Il primo dubbio è stato: dare l’insufficienza a Salad Days, terza prova del cantautore canadese, perché in sostanza si tratta dello stesso disco uscito due anni fa con un paio di synth in più (vedi il singolo Passing Out Pieces), oppure premiare uno stile che non solo non conosce stanchezza, ma dimostra di essere in piena maturazione? Ascolto dopo ascolto, prevale la seconda ipotesi: la voce sorniona, amica e rassicurante di Mac DeMarco in fondo a notti solitarie, quella sua chitarra suadente e scintillante, i ritmi incespicanti da fine sbronza e perenne sorriso assonnato (ma con il lampo sempre pronto a scatenarsi negli occhi) sono piaceri troppo preziosi.
Non conoscevo l'espressione "salad days", ma vedo che ha una lunga tradizione, da Shakespeare ai Minor Threat, passando per gli Spandau Ballet e Frank Zappa. Qui DeMarco, piazzando la title track in apertura, sembra mettere le mani avanti: "salad days are gone / remembering things / just to tell them so long". Il difficile passaggio dal cazzeggio in garage a una certa notorietà deve in qualche modo aver messo sotto pressione il giovane rocker. Eppure la successiva Blue Boy chiarisce subito che il ragazzo ha i piedi ben piantati per terra: "that's the way that life goes / no use acting so tough / come down sweetheart / and grow up". Buona parte del resto del disco ruota intorno alla domanda che apre il già menzionato singolo: "watching my life / passing right in front of my eyes / hell of a story / or is it boring?". Potresti dire che il modo in cui DeMarco sembra affrontare il tema "disco della maturità" è serio e disincantato al tempo stesso. Ma in effetti da uno con quegli occhi (e con quella certa tendenza a spogliarsi sul palco e sembrare perennemente sfasciato) non puoi mai sapere cosa aspettarti.
E poi c'è quel suono, quella chitarra languida e morbida (in inglese c'è una parola fantastica, "mellow", usata in tutte le recensioni). Ormai è un marchio di fabbrica. Puoi anche ascoltarti per intero Salad Days senza pensare a Jonathan Richman, John Lennon, Steely Dan o non so chi altro. Questo ora è puro Mac DeMarco al cento per cento, il quale tra l'altro dichiara apertamente la propria autonomia in Goodbye Weekend: "don't tell me / how this boy should be / leading his own life".

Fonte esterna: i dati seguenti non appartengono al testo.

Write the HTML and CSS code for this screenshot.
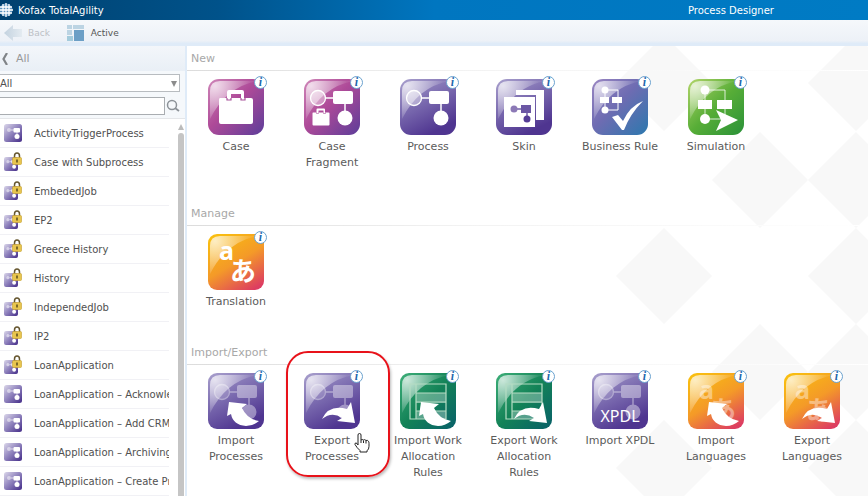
FILE: index.html
```html
<!DOCTYPE html>
<html lang="en">
<head>
<meta charset="utf-8">
<title>Kofax TotalAgility - Process Designer</title>
<link rel="stylesheet" href="styles.css">
</head>
<body>
<svg class="defs" width="0" height="0" aria-hidden="true">
  <defs>
    <linearGradient id="g-magenta" x1="0" y1="0" x2="1" y2="1"><stop offset="0" stop-color="#cf86b8"/><stop offset=".45" stop-color="#ae4a98"/><stop offset="1" stop-color="#5d3d99"/></linearGradient>
    <linearGradient id="g-purple" x1="0" y1="0" x2=".5" y2="1"><stop offset="0" stop-color="#a9a0cd"/><stop offset=".5" stop-color="#7a6aaf"/><stop offset="1" stop-color="#4f3590"/></linearGradient>
    <linearGradient id="g-small" x1="0" y1="0" x2="1" y2="1"><stop offset="0" stop-color="#dcd8ea"/><stop offset=".45" stop-color="#9488c0"/><stop offset="1" stop-color="#432b88"/></linearGradient>
    <linearGradient id="g-rule" x1="0" y1="0" x2="1" y2="1"><stop offset="0" stop-color="#9a86c2"/><stop offset=".45" stop-color="#6e6cb2"/><stop offset="1" stop-color="#2c78ae"/></linearGradient>
    <linearGradient id="g-green" x1="0" y1="0" x2="1" y2="1"><stop offset="0" stop-color="#b2d56a"/><stop offset=".5" stop-color="#57ad37"/><stop offset="1" stop-color="#2a9138"/></linearGradient>
    <linearGradient id="g-teal" x1="0" y1="0" x2="1" y2="1"><stop offset="0" stop-color="#3dae78"/><stop offset=".5" stop-color="#138257"/><stop offset="1" stop-color="#086069"/></linearGradient>
    <linearGradient id="g-orange" x1="0.2" y1="0" x2=".8" y2="1"><stop offset="0" stop-color="#f9bd10"/><stop offset=".5" stop-color="#f49a28"/><stop offset="1" stop-color="#dd3d61"/></linearGradient>
    <radialGradient id="g-shine" gradientUnits="userSpaceOnUse" cx="7" cy="7" r="36"><stop offset="0" stop-color="#fff" stop-opacity=".75"/><stop offset="1" stop-color="#fff" stop-opacity=".08"/></radialGradient>
    <linearGradient id="g-back" x1="0" y1="0" x2="1" y2="0"><stop offset="0" stop-color="#c3d2df"/><stop offset="1" stop-color="#e4ebf1"/></linearGradient>
  </defs>
  <symbol id="shine" viewBox="0 0 56 56"><path d="M2 40V12Q2 2 12 2h37Q18 8 2 40z" fill="url(#g-shine)"/></symbol>
  <symbol id="flow" viewBox="0 0 56 56"><path d="M21 19h9M41 25v8" stroke="#fff" stroke-width="1.5"/><circle cx="14" cy="19" r="7.5" fill="#fff" fill-opacity=".4" stroke="#fff" stroke-width="1.3"/><rect x="29" y="12" width="20" height="13" rx="2" fill="#fff"/><circle cx="41" cy="39" r="7.5" fill="#fff"/></symbol>
  <symbol id="bag" viewBox="0 0 36 36"><path d="M2 9h7V3q0-2 2-2h13q2 0 2 2v6h7q2 0 2 2v22q0 2-2 2H3q-2 0-2-2V11q0-2 1-2zM13 5v4h10V5z" fill="#fff" fill-rule="evenodd"/><path d="M9 9v2h4V9M23 9v2h4V9" fill="none" stroke="#a75299" stroke-width="1.2"/></symbol>
  <symbol id="arrow-in" viewBox="0 0 56 56"><path d="M21 29l18 2-5 4q5 11 17 13-6 5-13 5-13-1-15-12l-4 2z" fill="#fff"/></symbol>
  <symbol id="arrow-out" viewBox="0 0 56 56"><path d="M18 46q7-15 25-10l4-7 4 21-18-2 5-3q-10-7-20 1z" fill="#fff"/></symbol>
  <symbol id="grid" viewBox="0 0 56 56"><path d="M16 20h30v10H16zM16 38h30v8H16z" fill="#fff" fill-opacity=".3"/><path d="M10 11h36v35H10zM16 11v35M16 20h30M16 29h30M16 38h30" fill="none" stroke="#b5dcc4" stroke-width="1.2"/></symbol>
  <symbol id="process-small" viewBox="0 0 18 18"><rect width="18" height="18" rx="2.5" fill="url(#g-small)"/><circle cx="5" cy="6" r="2" fill="#fff" fill-opacity=".5"/><rect x="9.5" y="4" width="6.500" height="4.500" rx="1" fill="#fff"/><path d="M7 6h3M13 8v3" stroke="#fff" stroke-opacity=".7"/><circle cx="13" cy="12.5" r="2.5" fill="#fff"/></symbol>
  <symbol id="lock" viewBox="0 0 10 13"><path d="M2.5 7V4Q2.500 1 5 1t2.500 3v3" fill="none" stroke="#65562f" stroke-width="1.500"/><rect x=".5" y="5.500" width="9" height="7" rx="1" fill="#e8c54e" stroke="#c59d2d" stroke-width=".6"/><path d="M5 7.500v3" stroke="#57481d" stroke-width="1.500"/></symbol>
  <symbol id="locked-small" viewBox="0 0 18 20"><use href="#process-small" x="0" y="5" width="14" height="14"/><use href="#lock" x="8" y="0" width="10" height="13"/></symbol>
</svg>

<header class="titlebar">
  <svg class="brand-icon" viewBox="0 0 14 14" aria-hidden="true"><circle cx="6" cy="7" r="6.500" fill="#5d94bd"/><path d="M0 4h12M0 7h13M0 10h12M3 1v12M6 0v14M9 1v12" stroke="#fff" stroke-width="1.300"/></svg>
  <span class="brand">Kofax TotalAgility</span>
  <h1 class="title">Process Designer</h1>
</header>

<nav class="toolbar">
  <button class="tool" type="button" disabled><svg class="tool-icon" viewBox="0 0 18 16" aria-hidden="true"><path d="M0 8l9-8v4h9v8H9v4z" fill="url(#g-back)"/></svg>Back</button>
  <button class="tool" type="button"><svg class="tool-icon" viewBox="0 0 18 16" aria-hidden="true"><path d="M0 0h5v4H0zM6 0h11v4H6zM0 5h5v5H0z" fill="#bcd4e3"/><path d="M0 11h6v5H0z" fill="#a4cbdc"/><path d="M7 5h10v11H7z" fill="#6c9fc6"/></svg>Active</button>
</nav>

<div class="workspace">
  <aside class="sidebar">
    <a class="crumb" href="#"><svg class="chevron" viewBox="0 0 6 12" aria-hidden="true"><path d="M5 0L1.500 6 5 12" fill="none" stroke="#808488" stroke-width="2.200"/></svg>All</a>
    <div class="filters">
      <div class="select-wrap"><select class="category" aria-label="Category"><option>All</option></select></div>
      <div class="search">
        <input class="search-box" type="text" aria-label="Search processes">
        <button class="search-button" type="button" aria-label="Search"><svg viewBox="0 0 14 14" width="14" height="14"><circle cx="6" cy="6" r="4.500" fill="none" stroke="#8c9298" stroke-width="1.500"/><path d="M9 9l4 3" stroke="#8c9298" stroke-width="1.800"/></svg></button>
      </div>
    </div>
    <div class="list-area">
      <ul class="list">
        <li><svg class="row-icon"><use href="#process-small"/></svg><a href="#">ActivityTriggerProcess</a></li>
        <li><svg class="row-icon row-icon-locked"><use href="#locked-small"/></svg><a href="#">Case with Subprocess</a></li>
        <li><svg class="row-icon row-icon-locked"><use href="#locked-small"/></svg><a href="#">EmbededJob</a></li>
        <li><svg class="row-icon row-icon-locked"><use href="#locked-small"/></svg><a href="#">EP2</a></li>
        <li><svg class="row-icon row-icon-locked"><use href="#locked-small"/></svg><a href="#">Greece History</a></li>
        <li><svg class="row-icon row-icon-locked"><use href="#locked-small"/></svg><a href="#">History</a></li>
        <li><svg class="row-icon row-icon-locked"><use href="#locked-small"/></svg><a href="#">IndependedJob</a></li>
        <li><svg class="row-icon row-icon-locked"><use href="#locked-small"/></svg><a href="#">IP2</a></li>
        <li><svg class="row-icon row-icon-locked"><use href="#locked-small"/></svg><a href="#">LoanApplication</a></li>
        <li><svg class="row-icon"><use href="#process-small"/></svg><a href="#">LoanApplication – Acknowledge</a></li>
        <li><svg class="row-icon"><use href="#process-small"/></svg><a href="#">LoanApplication – Add CRM</a></li>
        <li><svg class="row-icon"><use href="#process-small"/></svg><a href="#">LoanApplication – Archiving</a></li>
        <li><svg class="row-icon"><use href="#process-small"/></svg><a href="#">LoanApplication – Create Process</a></li>
      </ul>
      <div class="scrollbar"><div class="scroll-up"></div><div class="scroll-thumb"></div></div>
    </div>
  </aside>

  <main class="main">
    <svg class="backdrop" width="288" height="450" aria-hidden="true"><path fill="#f8f8f8" d="M84-11l48 48-48 48-48-48zM276-11l48 48-48 48-48-48zM180 86l48 48-48 48-48-48zM276 86l48 48-48 48-48-48zM84 182l48 48-48 48-48-48zM276 182l48 48-48 48-48-48zM180 278l48 48-48 48-48-48zM276 278l48 48-48 48-48-48zM84 374l48 48-48 48-48-48zM276 374l48 48-48 48-48-48z"/></svg>
    <section class="group">
      <h2>New</h2>
      <div class="tiles">
        <button class="tile" type="button"><span class="art"><svg viewBox="0 0 56 56"><rect width="56" height="56" rx="11" fill="url(#g-magenta)"/><use href="#shine"/><use href="#bag" x="10" y="10" width="36" height="36"/></svg><span class="info">i</span></span>Case</button>
        <button class="tile" type="button"><span class="art"><svg viewBox="0 0 56 56"><rect width="56" height="56" rx="11" fill="url(#g-magenta)"/><use href="#shine"/><use href="#flow"/><use href="#bag" x="8" y="29" width="18" height="18"/></svg><span class="info">i</span></span>Case Fragment</button>
        <button class="tile" type="button"><span class="art"><svg viewBox="0 0 56 56"><rect width="56" height="56" rx="11" fill="url(#g-purple)"/><use href="#shine"/><use href="#flow"/></svg><span class="info">i</span></span>Process</button>
        <button class="tile" type="button"><span class="art"><svg viewBox="0 0 56 56"><rect width="56" height="56" rx="11" fill="url(#g-purple)"/><use href="#shine"/><path d="M20 11h28v30h-8V16H20z" fill="#fff"/><path d="M8 18h31v30H8z" fill="#fff"/><path d="M18 30h8M31 33v7" stroke="#725fa9" stroke-width="1.500"/><circle cx="18" cy="30" r="3.500" fill="#8c79b6"/><path d="M25 26h10v8H25z" fill="#6b57a4"/><circle cx="31" cy="40" r="3.500" fill="#553d96"/></svg><span class="info">i</span></span>Skin</button>
        <button class="tile" type="button"><span class="art"><svg viewBox="0 0 56 56"><rect width="56" height="56" rx="11" fill="url(#g-rule)"/><use href="#shine"/><path d="M13 11v20h13V11z" fill="none" stroke="#fff"/><circle cx="13" cy="11" r="3.500" fill="#fff"/><circle cx="13" cy="31" r="3.500" fill="#fff"/><path d="M8 18h9v6H8zM20 18h10v6H20z" fill="#fff"/><path d="M20 38l6-2 5 6q7-15 20-20-13 13-19 29h-2z" fill="#fff"/></svg><span class="info">i</span></span>Business Rule</button>
        <button class="tile" type="button"><span class="art"><svg viewBox="0 0 56 56"><rect width="56" height="56" rx="11" fill="url(#g-green)"/><use href="#shine"/><path d="M17 11v29h20V11z" fill="none" stroke="#fff" stroke-opacity=".8"/><circle cx="17" cy="11" r="4.500" fill="#fff"/><circle cx="17" cy="40" r="5" fill="#fff"/><path d="M10 21h14v9H10zM29 21h15v9H29z" fill="#fff"/><path d="M28 31l22 10-22 11 5-11z" fill="#fff"/></svg><span class="info">i</span></span>Simulation</button>
      </div>
    </section>
    <section class="group">
      <h2>Manage</h2>
      <div class="tiles">
        <button class="tile" type="button"><span class="art"><svg viewBox="0 0 56 56"><rect width="56" height="56" rx="9" fill="url(#g-orange)"/><use href="#shine"/><text class="latin" x="11" y="26">a</text><text class="kana" x="22" y="47">あ</text></svg><span class="info">i</span></span>Translation</button>
      </div>
    </section>
    <section class="group">
      <h2>Import/Export</h2>
      <div class="tiles">
        <button class="tile" type="button"><span class="art"><svg viewBox="0 0 56 56"><rect width="56" height="56" rx="9" fill="url(#g-purple)"/><use href="#shine"/><use href="#flow" opacity=".4"/><use href="#arrow-in"/></svg><span class="info">i</span></span>Import Processes</button>
        <button class="tile tile-marked" type="button"><span class="art"><svg viewBox="0 0 56 56"><rect width="56" height="56" rx="9" fill="url(#g-purple)"/><use href="#shine"/><use href="#flow" opacity=".4"/><use href="#arrow-out"/></svg><span class="info">i</span></span>Export Processes<svg class="pointer" viewBox="0 0 16 20" aria-hidden="true"><path d="M4 11V2q0-1.500 1.500-1.500T7 2v5q1-1 2.500 0 1-1 2.500.5 1.500-.7 2.500.8.500.7.500 2v3q0 3-2 4.500V19H6v-1.500Q3 15 1 11.500q-.5-1.500 1-1.500 1 0 2 2z" fill="#fff" stroke="#222"/><path d="M7 7v3M9.500 7.500V10M12 8v2.500" stroke="#222"/></svg></button>
        <button class="tile" type="button"><span class="art"><svg viewBox="0 0 56 56"><rect width="56" height="56" rx="9" fill="url(#g-teal)"/><use href="#shine"/><use href="#grid"/><use href="#arrow-in"/></svg><span class="info">i</span></span>Import Work Allocation Rules</button>
        <button class="tile" type="button"><span class="art"><svg viewBox="0 0 56 56"><rect width="56" height="56" rx="9" fill="url(#g-teal)"/><use href="#shine"/><use href="#grid"/><use href="#arrow-out"/></svg><span class="info">i</span></span>Export Work Allocation Rules</button>
        <button class="tile" type="button"><span class="art"><svg viewBox="0 0 56 56"><rect width="56" height="56" rx="9" fill="url(#g-purple)"/><use href="#shine"/><use href="#flow" opacity=".4"/><text class="xpdl" x="28" y="49">XPDL</text></svg><span class="info">i</span></span>Import XPDL</button>
        <button class="tile" type="button"><span class="art"><svg viewBox="0 0 56 56"><rect width="56" height="56" rx="9" fill="url(#g-orange)"/><use href="#shine"/><g opacity=".4"><text class="latin" x="11" y="26">a</text><text class="kana" x="22" y="47">あ</text></g><use href="#arrow-in"/></svg><span class="info">i</span></span>Import Languages</button>
        <button class="tile" type="button"><span class="art"><svg viewBox="0 0 56 56"><rect width="56" height="56" rx="9" fill="url(#g-orange)"/><use href="#shine"/><g opacity=".4"><text class="latin" x="11" y="26">a</text><text class="kana" x="22" y="47">あ</text></g><use href="#arrow-out"/></svg><span class="info">i</span></span>Export Languages</button>
      </div>
    </section>
  </main>
</div>
</body>
</html>
```
FILE: styles.css
```css
* { box-sizing: border-box; }

body {
  margin: 0;
  height: 100vh;
  overflow: hidden;
  display: flex;
  flex-direction: column;
  font-family: "DejaVu Sans", "Noto Sans CJK JP", sans-serif;
  font-size: 10px;
  color: #505050;
  background: #fff;
}

button, input, select { font: inherit; color: inherit; }
button { border: 0; padding: 0; background: none; }
a { color: inherit; text-decoration: none; }
.defs { position: absolute; }

.titlebar {
  flex: none;
  height: 20px;
  display: grid;
  grid-template-columns: auto 1fr 180px;
  align-items: center;
  color: #fff;
  background: linear-gradient(90deg, #00416f 0, #00528a 25%, #0076c0 50%, #007bc4 100%);
}
.brand-icon { width: 14px; height: 14px; }
.brand { padding-left: 4px; }
.title { margin: 0; font-size: 10px; font-weight: 400; }

.toolbar {
  flex: none;
  height: 26px;
  display: flex;
  align-items: center;
  gap: 17px;
  padding: 0 4px;
  background: linear-gradient(#f5f8fb, #edf1f7 80%, #dfebf8 90%);
}
.tool { display: flex; align-items: center; gap: 6px; font-size: 9px; color: #555; }
.tool:disabled { color: #bcc0c5; }
.tool-icon { width: 18px; height: 16px; }

.workspace { flex: 1; min-height: 0; display: flex; }

.sidebar {
  flex: none;
  width: 187px;
  display: flex;
  flex-direction: column;
  border-right: 2px solid #dfebf8;
}
.crumb {
  height: 25px;
  display: flex;
  align-items: center;
  gap: 8px;
  padding-left: 2px;
  font-size: 11px;
  color: #999;
  background: linear-gradient(#f3f6fa, #e9eff6);
}
.chevron { width: 6px; height: 12px; }
.filters {
  display: flex;
  flex-direction: column;
  gap: 5px;
  padding: 3px 5px 3px 0;
  background: #f5f8fb;
  border-bottom: 1px solid #e4e6e9;
}
.select-wrap { position: relative; display: flex; }
.select-wrap::after {
  content: "";
  position: absolute;
  right: 3px;
  top: 7px;
  border: 3px solid transparent;
  border-top: 6px solid #8c8c8c;
  border-bottom: 0;
}
.category {
  appearance: none;
  width: 100%;
  height: 18px;
  padding: 0;
  border: 1px solid #b8bcc0;
  border-left: 0;
  border-radius: 0;
  background: #fff;
}
.search { display: flex; align-items: center; gap: 1px; }
.search-box {
  flex: 1;
  min-width: 0;
  height: 18px;
  padding: 0 4px;
  border: 1px solid #a9adb1;
  border-left: 0;
  background: #fff;
}
.search-button { width: 14px; height: 14px; }

.list-area { flex: 1; min-height: 0; display: flex; justify-content: space-between; overflow: hidden; }
.list { width: 169px; margin: 0; padding: 0; list-style: none; }
.list li {
  height: 29px;
  display: flex;
  align-items: center;
  gap: 12px;
  padding-left: 4px;
  border-bottom: 1px solid #f1f1f5;
  white-space: nowrap;
  overflow: hidden;
}
.row-icon { flex: none; width: 18px; height: 18px; }
.row-icon-locked { height: 20px; }
.scrollbar { width: 8px; display: flex; flex-direction: column; gap: 3px; padding: 5px 1px 0; }
.scroll-up { border: 3px solid transparent; border-top: 0; border-bottom: 6px solid #bbb; }
.scroll-thumb { flex: 1; border-radius: 3px 3px 0 0; background: #c5c5c5; }

.main { position: relative; flex: 1; min-width: 0; overflow: hidden; }
.backdrop { position: absolute; top: 0; right: 0; z-index: -1; }

.group { padding-bottom: 30px; }
.group h2 {
  height: 25px;
  margin: 0;
  padding-left: 4px;
  border-bottom: 1px solid;
  border-image: linear-gradient(90deg, #dcdcdc, #f2f2f2 40%, #fff) 1;
  font-size: 11px;
  font-weight: 400;
  line-height: 25px;
  color: #a8a8a8;
}
.tiles { display: flex; padding: 8px 0 0 1px; }
.tile {
  position: relative;
  flex: none;
  width: 96px;
  padding: 0 10px;
  display: flex;
  flex-direction: column;
  align-items: center;
  justify-content: flex-start;
  gap: 4px;
  font-size: 11px;
  line-height: 16px;
  color: #5b5b5b;
}
.art { position: relative; display: block; width: 56px; height: 56px; }
.art svg { display: block; width: 56px; height: 56px; }
.info {
  position: absolute;
  top: -3px;
  right: -3px;
  width: 13px;
  height: 13px;
  border: 1px solid #6ba2cf;
  border-radius: 50%;
  background: #fff;
  color: #1f68ad;
  font: italic bold 12px/10px "Liberation Serif", serif;
  text-align: center;
}
.latin { font: bold 25px "Noto Sans", sans-serif; fill: #fff; }
.kana { font: bold 26px "Noto Sans CJK JP", sans-serif; fill: #fff; }
.xpdl { font: 16px "Noto Sans", sans-serif; fill: #fff; text-anchor: middle; }

.tile-marked::after {
  content: "";
  position: absolute;
  top: -22px;
  left: 2px;
  right: -10px;
  height: 122px;
  border: 2px solid #e8121a;
  border-radius: 22px;
  box-shadow: 1px 2px 3px #bbb;
}
.pointer { position: absolute; top: 60px; left: 70px; width: 16px; height: 20px; }
```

Ma la cosa più incredibile che si legge nella magnifica cover story di Evan Minsker su Pitchfork riguarda le registrazioni del disco fatte dallo stesso DeMarco nella sua stanzetta di Brooklyn:
His Fostex reel-to-reel tape machine is down from eight working channels to six, and he's also discovered a side effect of chain smoking right next to it: The tape is warped. “The guitars sound so fucked up,” he says. “It's amazing.”
Non mi importa realmente se è vero oppure no. Il "personaggio" Mac DeMarco si porta dietro questo tipo di mitologia, e per una volta funziona senza sbavature e soprattutto senza prevalere sulle canzoni. Il fumo che filtra tra le note: ecco un'immagine formidabile per questo disco e per tutta la sua musica.